I was born into a photographic family. My father was a photographer and my mother a model. My earliest recollections were of sitting on a studio floor looking through books and magazines absorbing the imagery. I was given a camera when I was twelve and began shooting, processing and printing my own black and white and colour film. Of course, studying became a priority in high school and college until, while studying international law, I witnessed the film students at USC having much more fun. First I went into the motion picture business, working in the camera department, but very quickly switched to stills, my first assignment being a magazine cover of famed actor Henry Fonda.

How did you get the idea for the 60 Seconds series?

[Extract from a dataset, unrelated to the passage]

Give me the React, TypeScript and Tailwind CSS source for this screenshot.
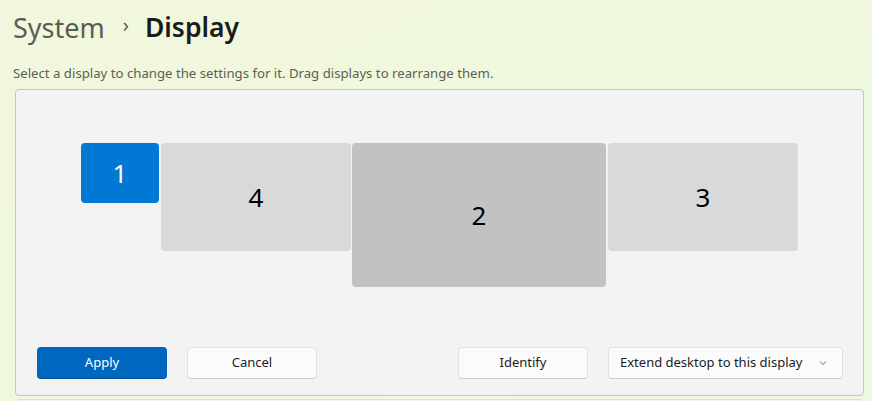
import React from "react";

const font = { fontFamily: '"Segoe UI", "Noto Sans", "Open Sans", sans-serif' };

function Monitor({ n, x, y, w, h, cls, text }: { n: string; x: number; y: number; w: number; h: number; cls: string; text: string }) {
  return (
    <div
      className={`absolute flex items-center justify-center rounded-[4px] ${cls}`}
      style={{ left: x, top: y, width: w, height: h }}
    >
      <span className={`text-[26px] leading-none ${text}`}>{n}</span>
    </div>
  );
}

export default function App() {
  return (
    <div
      className="w-[872px] h-[401px] overflow-hidden bg-gradient-to-br from-[#f1f7dc] via-[#eff8df] to-[#eef8e0]"
      style={font}
    >
      <div className="flex items-center h-[52px] pl-[13px] pt-[2px]">
        <span className="text-[27px] text-[#5b5d55] leading-none">System</span>
        <span className="text-[20px] text-[#5b5d55] ml-[18px] mr-[16px] leading-none pb-[4px]">›</span>
        <span className="text-[26.5px] font-semibold text-[#1b1b1b] leading-none">Display</span>
      </div>
      <div className="pl-[13px] pt-[12px] text-[13.2px] text-[#5c5e57] leading-[18px]">
        Select a display to change the settings for it. Drag displays to rearrange them.
      </div>
      <div className="ml-[15px] mt-[7px] w-[849px] h-[307px] bg-[#f3f3f3] border border-[#c5c7b9] rounded-[4px] flex flex-col">
        <div className="relative h-[245px]">
          <Monitor n="1" x={65} y={53} w={78} h={60} cls="bg-[#0078d4]" text="text-white" />
          <Monitor n="4" x={145} y={53} w={190} h={108} cls="bg-[#d9d9d9]" text="text-black" />
          <Monitor n="2" x={336} y={53} w={254} h={144} cls="bg-[#c2c2c2]" text="text-black" />
          <Monitor n="3" x={592} y={53} w={190} h={108} cls="bg-[#d9d9d9]" text="text-black" />
        </div>
        <div className="flex items-center pl-[21px] pr-[20px] mt-[12px] text-[13px]">
          <button className="w-[130px] h-[32px] rounded-[4px] bg-[#0067c0] border-b border-[#0a4f8f] text-white">
            Apply
          </button>
          <button className="ml-[20px] w-[130px] h-[32px] rounded-[4px] bg-[#fbfbfb] border border-[#e1e1e1] border-b-[#cdcdcd] text-[#1b1b1b]">
            Cancel
          </button>
          <div className="flex-1" />
          <button className="w-[130px] h-[32px] rounded-[4px] bg-[#fbfbfb] border border-[#e1e1e1] border-b-[#cdcdcd] text-[#1b1b1b]">
            Identify
          </button>
          <button className="ml-[20px] w-[235px] h-[32px] rounded-[4px] bg-[#fbfbfb] border border-[#e1e1e1] border-b-[#cdcdcd] text-[#1b1b1b] flex items-center pl-[11px] pr-[14px]">
            <span className="flex-1 text-left">Extend desktop to this display</span>
            <svg width="10" height="10" viewBox="0 0 10 10" className="ml-2">
              <path d="M2 3.5 L5 6.5 L8 3.5" stroke="#5f5f5f" strokeWidth="1" fill="none" />
            </svg>
          </button>
        </div>
      </div>
      <div className="ml-[15px] mt-[3px] w-[849px] h-[20px] bg-[#f3f3f3] border border-[#dfe3d2] rounded-[4px]" />
    </div>
  );
}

I didn’t really get the idea, the idea was presented to me in the form of a union between myself and a camera, a tool, in the form of the Leica M240. I picked up the camera in the middle of the night, figuring I’d take a picture with the lens at f/1, and the setting at A. I innocently pushed the button and it displayed 60 seconds. I had two choices: to put the camera down, or to hold it as steadily as I could to the completion of the camera’s interpolation of the scene. I took a few more exposures that night, did a bit of research the next day and learned that the Leica M240’s maximum exposure time is 60 seconds. Thus, the 60 Seconds series was born. It was not pre-meditated, it was discovered. 

In which ways have paintings influenced your photography?

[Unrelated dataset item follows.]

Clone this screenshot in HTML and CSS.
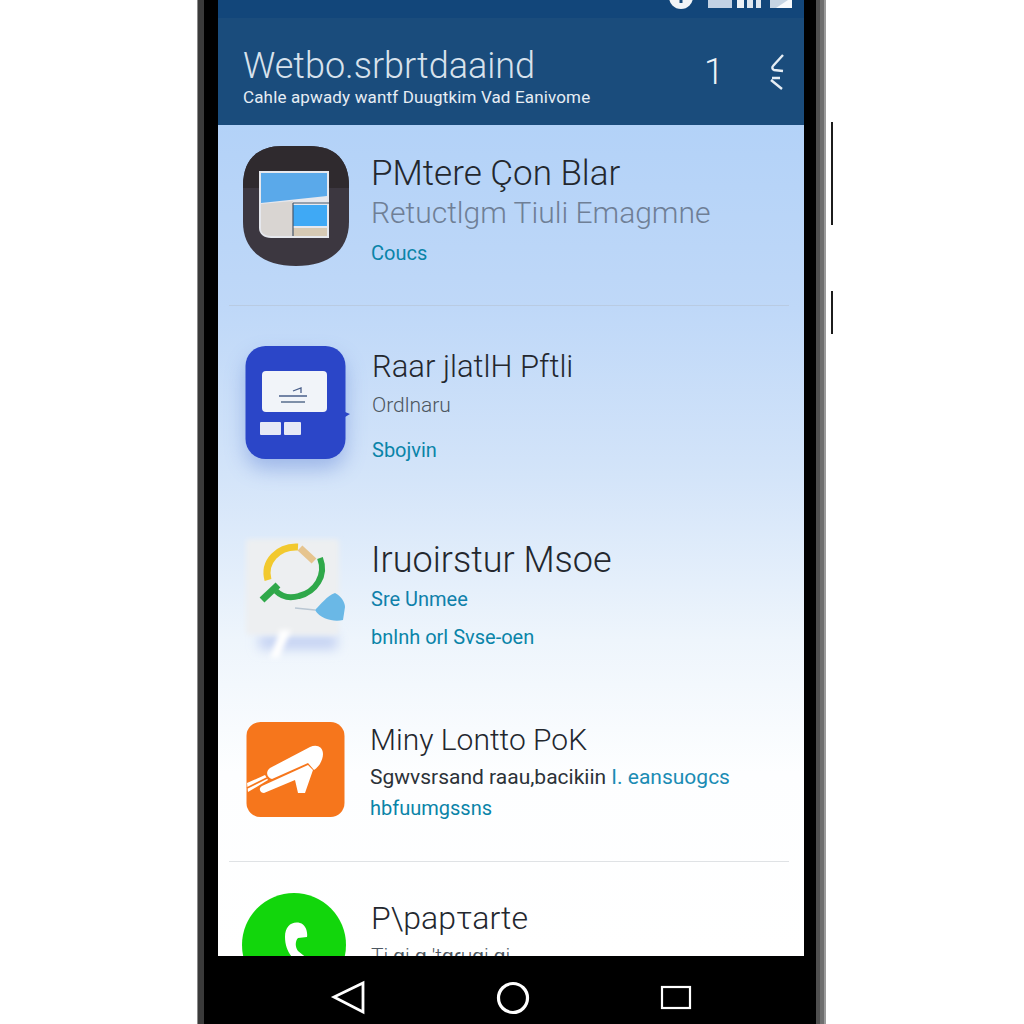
FILE: index.html
```html
<!DOCTYPE html>
<html lang="en">
<head>
<meta charset="utf-8">
<title>Phone app list</title>
<link rel="stylesheet" href="styles.css">
</head>
<body>
<div class="phone">
  <span class="side-btn side-btn-long"></span>
  <span class="side-btn side-btn-short"></span>
  <div class="screen">
    <header class="appbar">
      <div class="status">
        <svg class="status-icons" width="130" height="10" viewBox="0 0 130 10">
          <circle cx="13" cy="-3" r="12" fill="#f2f5f8"/>
          <path d="M13 0v3" stroke="#174a7c" stroke-width="3"/>
          <rect x="40" y="0" width="24" height="8" fill="#c3d2e4"/>
          <rect x="69" y="0" width="7" height="8" fill="#eef2f6"/>
          <rect x="79" y="0" width="6" height="8" fill="#dfe7ef"/>
          <rect x="88" y="0" width="5" height="8" fill="#dfe7ef"/>
          <path d="M102 0h22v8h-22z" fill="#c6d4e2"/>
          <path d="M108 8l12-8h4v8z" fill="#f7f9fb"/>
        </svg>
      </div>
      <div class="appbar-main">
        <div class="appbar-text">
          <div class="appbar-title">Wetbo.srbrtdaaind</div>
          <div class="appbar-sub">Cahle apwady wantf Duugtkim Vad Eanivome</div>
        </div>
        <div class="appbar-number">1</div>
        <svg class="appbar-icon" width="18" height="38" viewBox="0 0 18 38">
          <path d="M15 2L5 13c-1 1-1 3 1 4l9 1M4 25h8M3 27l11 9" fill="none" stroke="#e6edf4" stroke-width="2.4"/>
        </svg>
      </div>
    </header>
    <main class="list">
      <section class="row row-1">
        <svg class="icon icon-1" width="106" height="120" viewBox="0 0 106 120">
          <path d="M40 0h26c26 0 40 14 40 40v36c0 28-20 44-53 44S0 104 0 76V40C0 14 14 0 40 0z" fill="#3c3740"/>
          <path d="M40 0h26c26 0 40 14 40 40v2H0v-2C0 14 14 0 40 0z" fill="#2f2a2e"/>
          <path d="M16 25h70v67H28c-7 0-12-4-12-10z" fill="#e6e8ee"/>
          <path d="M18 27h66v23l-66 7z" fill="#5aa9ea"/>
          <path d="M18 58l32-3v35H28c-6 0-10-3-10-7z" fill="#d9d5d2"/>
          <path d="M50 59h34v21H50z" fill="#3fa9f5"/>
          <path d="M50 82h34v8H50z" fill="#d6c9b4"/>
          <path d="M50 57h36M50 57v33" stroke="#46586c" stroke-width="1.2"/>
        </svg>
        <div class="text">
          <div class="title title-1">PMtere Çon Blar</div>
          <div class="sub sub-gray">Retuctlgm Tiuli Emagmne</div>
          <div class="meta meta-1">Coucs</div>
        </div>
      </section>
      <section class="row row-2">
        <svg class="icon icon-2" width="106" height="114" viewBox="0 0 106 114">
          <rect x="0.5" y="0" width="100" height="113" rx="20" fill="#2b46c8"/>
          <path d="M100 66l5 2-5 3z" fill="#2b46c8"/>
          <rect x="17" y="25" width="65" height="41" rx="4" fill="#f1f4f9"/>
          <path d="M34 50h28M48 45l8-3v5" fill="none" stroke="#4a5f8a" stroke-width="1.3"/>
          <path d="M36 56h24" stroke="#7e8fa8" stroke-width="2"/>
          <rect x="15" y="76" width="21" height="13" rx="1" fill="#e6e9f6"/>
          <rect x="39" y="76" width="17" height="13" rx="1" fill="#e6e9f6"/>
        </svg>
        <div class="text">
          <div class="title title-2">Raar jlatlH Pftli</div>
          <div class="sub sub-small">Ordlnaru</div>
          <div class="meta meta-2">Sbojvin</div>
        </div>
      </section>
      <section class="row row-3">
        <svg class="icon icon-3" width="106" height="130" viewBox="0 0 106 130">
          <defs>
            <filter id="soft" filterUnits="userSpaceOnUse" x="-10" y="-10" width="126" height="150">
              <feGaussianBlur stdDeviation="2.5"/>
            </filter>
            <filter id="softer" filterUnits="userSpaceOnUse" x="-10" y="70" width="126" height="70">
              <feGaussianBlur stdDeviation="6"/>
            </filter>
          </defs>
          <rect x="16" y="99" width="78" height="14" fill="#c2d0f2" filter="url(#softer)"/>
          <rect x="3" y="3" width="93" height="96" rx="4" fill="#edeff1" filter="url(#soft)"/>
          <path d="M37 94h11l-12 28h-9z" fill="#fff" filter="url(#soft)"/>
          <path d="M25 44C20 26 35 10 55 11" fill="none" stroke="#f2c92e" stroke-width="7"/>
          <path d="M57 12l14 13" stroke="#e6c48e" stroke-width="7"/>
          <path d="M77 22C84 40 72 56 56 60 46 63 38 60 33 55" fill="none" stroke="#2fa84a" stroke-width="6"/>
          <path d="M35 49L19 64" stroke="#2fa84a" stroke-width="7"/>
          <path d="M52 72l20 2" stroke="#b9c6d2" stroke-width="1.5"/>
          <path d="M72 74C78 68 84 60 92 57 98 60 102 66 102 71L100 84C92 86 78 84 72 74z" fill="#6ab8e6"/>
        </svg>
        <div class="text">
          <div class="title title-3">Iruoirstur Msoe</div>
          <div class="sub sub-teal">Sre Unmee</div>
          <div class="meta meta-3">bnlnh orl Svse-oen</div>
        </div>
      </section>
      <section class="row row-4">
        <svg class="icon icon-4" width="100" height="96" viewBox="0 0 100 96">
          <rect x="0.5" y="0" width="98" height="95" rx="14" fill="#f6761c"/>
          <path d="M24 46L64 25C70 22 77 24 77 32 77 38 73 45 68 48L62 41 26 57C21 56 19 50 24 46z" fill="#fff"/>
          <path d="M62 43L67 48 59 71H52L49 58 18 71C14 71 12 66 16 64z" fill="#fff"/>
          <path d="M1 61L19 53 22 58 2 70z" fill="#fff"/>
          <path d="M1 66L21 56" stroke="#f6761c" stroke-width="1.6"/>
        </svg>
        <div class="text">
          <div class="title title-4">Miny Lontto PoK</div>
          <div class="sub sub-mixed">Sgwvsrsand raau,bacikiin <span class="sub-accent">I. eansuogcs</span></div>
          <div class="meta meta-4">hbfuumgssns</div>
        </div>
      </section>
      <section class="row row-5">
        <svg class="icon icon-5" width="104" height="104" viewBox="0 0 104 104">
          <circle cx="52" cy="52" r="52" fill="#12d60c"/>
          <path d="M58 30c-8-2-15 3-15 14 0 14 8 24 18 28l5-6-10-8c-3-4-3-10 0-13l9-1c1-6-2-13-7-14z" fill="#fff"/>
        </svg>
        <div class="text">
          <div class="title">P\papτarte</div>
          <div class="sub sub-small">Ti ɑi ɑ 'tɑɾuɑi ɑi</div>
        </div>
      </section>
    </main>
    <nav class="navbar">
      <svg width="36" height="36" viewBox="0 0 36 36"><path d="M33 3v29L4 17z" fill="none" stroke="#fff" stroke-width="2.8"/></svg>
      <svg width="34" height="34" viewBox="0 0 34 34"><circle cx="17" cy="17" r="14.5" fill="none" stroke="#fff" stroke-width="3.2"/></svg>
      <svg width="32" height="26" viewBox="0 0 32 26"><rect x="2" y="2" width="28" height="21" fill="none" stroke="#fff" stroke-width="2.2"/></svg>
    </nav>
  </div>
</div>
</body>
</html>
```

FILE: styles.css
```css
* { box-sizing: border-box; }
html, body { margin: 0; height: 100%; background: #fff; overflow: hidden; }
body { font-family: Roboto, "Liberation Sans", sans-serif; }

.phone {
  position: relative;
  width: 629px;
  height: 1024px;
  margin-left: 197px;
  padding: 0 22px 0 21px;
  background: linear-gradient(90deg,
    #8c8c8c 0 1px,
    #3a3a3a 1px 7px,
    #000 7px 619px,
    #4f4f4f 619px 623px,
    #6e6e6e 623px 627px,
    #9a9a9a 627px 629px);
}
.side-btn {
  position: absolute;
  left: 100%;
  margin-left: 5px;
  width: 2px;
  background: #1c1c1c;
}
.side-btn-long { top: 122px; height: 103px; }
.side-btn-short { top: 291px; height: 43px; }

.screen {
  display: flex;
  flex-direction: column;
  height: 1024px;
  width: 586px;
}

.appbar {
  flex: 0 0 125px;
  background: #1a4c7c;
  color: #eef3f8;
}
.status {
  height: 18px;
  background: #12467a;
  display: flex;
  justify-content: flex-end;
  padding-right: 6px;
}
.appbar-main {
  display: flex;
  align-items: flex-start;
  padding: 28px 18px 0 25px;
}
.appbar-text { flex: 1; }
.appbar-title {
  font-size: 36px;
  font-weight: 300;
  line-height: 40px;
  color: #d8e2ec;
}
.appbar-sub {
  font-size: 17px;
  line-height: 20px;
  margin-top: 1px;
  letter-spacing: .15px;
  color: #e6edf4;
}
.appbar-number {
  font-size: 36px;
  font-weight: 300;
  line-height: 48px;
  margin: 2px 44px 0 0;
}
.appbar-icon { margin-top: 7px; }

.list {
  flex: 1;
  min-height: 0;
  overflow: hidden;
  background: linear-gradient(180deg, #b3d2f8 0%, #bfd8f8 22%, #d3e4f9 42%, #eef5fc 62%, #fdfeff 78%, #fff 100%);
}
.row {
  display: flex;
  align-items: flex-start;
  padding-left: 25px;
}
.row-1 { height: 181px; padding-top: 21px; }
.row-2 { height: 190px; padding-top: 40px; }
.row-3 { height: 189px; padding-top: 40px; }
.row-4 { height: 177px; padding-top: 37px; }
.row-5 { height: 200px; padding-top: 31px; }
.row-1, .row-4 { position: relative; }
.row-1::after, .row-4::after {
  content: "";
  position: absolute;
  left: 11px;
  right: 15px;
  bottom: 0;
  height: 1px;
}
.row-1::after { background: #b9cbe2; }
.row-4::after { background: #dfe2e5; }

.icon { flex: none; }
.icon-1 { margin-right: 22px; }
.icon-2 { margin: 0 21px 0 2px; filter: drop-shadow(0 10px 10px rgba(50, 90, 200, .32)); }
.icon-3 { margin-right: 22px; }
.icon-4 { margin: 0 24px 0 3px; }
.icon-5 { margin: 0 25px 0 -1px; }

.text { min-width: 0; white-space: nowrap; }
.title {
  font-size: 32px;
  font-weight: 300;
  line-height: 40px;
  color: #23272e;
}
.title-1 { font-size: 35px; }
.title-2 { font-size: 31px; }
.title-3 { font-size: 36px; }
.title-4 { font-size: 30px; }
.sub { font-size: 30px; line-height: 30px; font-weight: 300; }
.sub-gray { color: #6f7f96; margin-top: 4px; }
.sub-small { font-size: 21px; color: #4c5660; margin-top: 3px; }
.sub-teal { font-size: 20px; line-height: 24px; font-weight: 400; color: #0f80aa; margin-top: 7px; }
.sub-mixed { font-size: 21px; font-weight: 400; color: #2c3238; margin-top: 2px; }
.sub-accent { color: #1b8cb4; }
.meta { font-size: 20px; line-height: 24px; color: #0a84a8; }
.meta-1 { margin-top: 13px; }
.meta-2 { margin-top: 18px; }
.meta-3 { margin-top: 14px; }
.meta-4 { margin-top: 4px; }
.row-1 .text { margin-top: 8px; }
.row-2 .text { margin-top: 1px; }
.row-3 .text { margin-top: 4px; }
.row-4 .text { margin-top: -2px; }
.row-5 .text { margin-top: 5px; }

.navbar {
  flex: 0 0 68px;
  background: #000;
  display: flex;
  align-items: center;
  padding: 16px 0 0;
  gap: 130px;
  justify-content: center;
}
```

I am specifically influenced by the work of Mark Rothko. When you witness my work, which I hope you will in person, much of the show represents a blend between Rothko’s fields of colour and influences from the cinema.

What are your next projects?

There are two major projects slated for 2016. On the cinema side, a motion picture called Proof Film, which is about the struggle, conflict, and need to do the right thing and make the right choices. The film touches on the history of Leica. My next photographic series is called Point of Focus, a study of the emotion created when things are rendered out of focus.

Mark de Paola

Mark de Paola was born in a photo studio – quite literally. He was given his first camera when he was twelve. His first assignment was a portrait of Henry Finda for a magazine cover. Paola commutes between New York, Los Angeles and Milan for his campaigns, photo spreads and other assignments. In addition to photography he also works from time to time as a film director.